On the other hand, there's more to consider here than pure performance. You also want to think about future maintenance. What's more maintainable than a simple "ORDER BY" clause? That's only one line of code, compared to who knows how much extra programmer work to get a sort working elsewhere. This might be a case where you're better off throwing some money at the problem to make sure your database is simply able to maintain an acceptable level of performance, sorts and all.

Even here the issue isn't cut and dried. There's a school of thought that believes sorting really should be considered a function of the presentation tier anyway, and that ultimately the presentation tier is also the more maintainable place to do this work. I don't subscribe to that theory, but it is out there.

Joel Coehoorn
A: 

ORDER BY forces the RDBMS to sort.

Sorting requires resources that may not be present on your RDBMS server.

In some cases (i.e., single-table queries) you can write an ORDER BY that matches the indexes -- and if your RDBMS guarantees that tables are kept in an index order -- it might be zero cost. [A DB design which depends on a lot of single-table queries can be improved even more by discarding the RDBMS and using files.]

Generally, ORDER BY is going to have to sort.

"I figured that getting the database to do it for me is the most efficient."

That assumption is faulty. The database is not necessarily more efficient than your program outside the database.

S.Lott
A: 

Sorting on the client, is in my opinion something you should not do. Database engines are optimized for sorting data.

Like others said, if you can limit the number of rows you select, this will run faster.

Answering the following questions could help go further:

  • How many rows are returned by the query ?
  • How many columns are being selected ?
  • Do you join with any tables ?
  • How long does it take with / without the ORDER BY ?
Martin
+1  A: 

Keep in mind that many query editors will show results after just the first 50 or so have come back from the database.

Adding an ORDER BY will force it to wait on the database for all results, which will reveal the real speed of the query.

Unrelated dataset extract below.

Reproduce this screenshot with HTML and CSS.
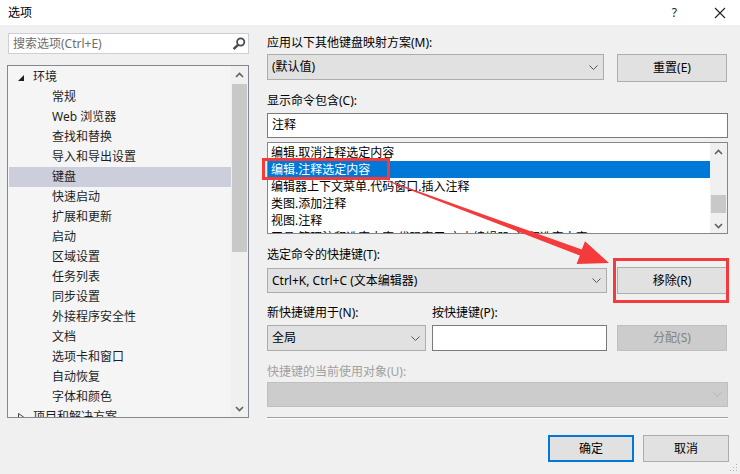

In those cases, the original query and the ORDERed one are the same speed; you were just fooled into thinking the first one was fast, because your editor was quick to get the top 50 or so rows.

JosephStyons
Ahh, the good old fat cursor. I think you hit the nail on the head with this answer. It would at least be a good test for him to make sure he times the query with and without the order by and makes sure he waits until the last row is returned before stopping the timer.
JohnFx
+1  A: 

UPDATE: As the query you posted, I think the best option is to consider the query as good because:

  • For few rows, don't care about who do the work. Then the easier for you is use the ORDER BY.
  • For a lot of rows, don't leave the client do the work: The RDMBS it's more specialized and sure the server have more memory and CPU.


The tips for orders you have to consider are:

  • ORDER BY is the ONLY way to warranty sort on a SQL query.
  • The best worker on sorting is the database in any case: BE SURE ON THIS!
  • Try to minimize the cardinality for returned rows.
  • Create indexes according the query. It means put the ordered columns last on the index.
  • Avoid indexing if the query is fast.
  • You can consider that the indexes are sorted, then if you sort for only a table and have good indexes the sort can have cost near zero.

For more rules of thumb about indexes look for this other SO question.

FerranB
A: 

There are a ton of really good suggestions here, but there is one minor thing I don't see that I'd like to comment on.

What database are you using? As someone who spends a ton of time on MySQL the thing that jumps out at me is the OR statement. MySQL can be really stupid with ORs. I've seen it be faster to do two selects and UNION them together.

If your row count is large (in the table, not returned) that could be a factor.

Otherwise I'd agree with the other posts. Indexes should make it fast, and it's often better to let the DB do it rather than handle it yourself. The DB knows what it's doing. Unless you have a REALLY big data set and want to shift the sorting burden to the client (so the DB can take more queries), I'd let the DB do the sorting work.

MBCook
A: 

I did some performance testing last night on a more production-type database (not the developer one) and here is what I found:

Total rows in table A: 13000

Total rows in table B: 5000

Rows returned by join query : 5000

Time taken if using with ORDER BY clause: ~5.422 seconds

Time taken if not using ORDER BY clause: ~5.345 seconds.

So it looked like the ORDER BY wasnt making much of a difference. (I am okay with the few milliseconds added).

I also tested by setting all B.SYNTAX values to NULL to make sure that it wasnt just the network latency with transferring so much data.

Now I removed the B.SYNTAX from the SELECT clause and the query took only 0.8 seconds!

So it seems that the whole CLOB column is the bottleneck. Which doesnt mean that I have gotten the solution to making this query faster, but at least I wont spend time writing a sorting algorithm.

Thanks to all who replied. I learned quite a bit and it led me to try a few different things out.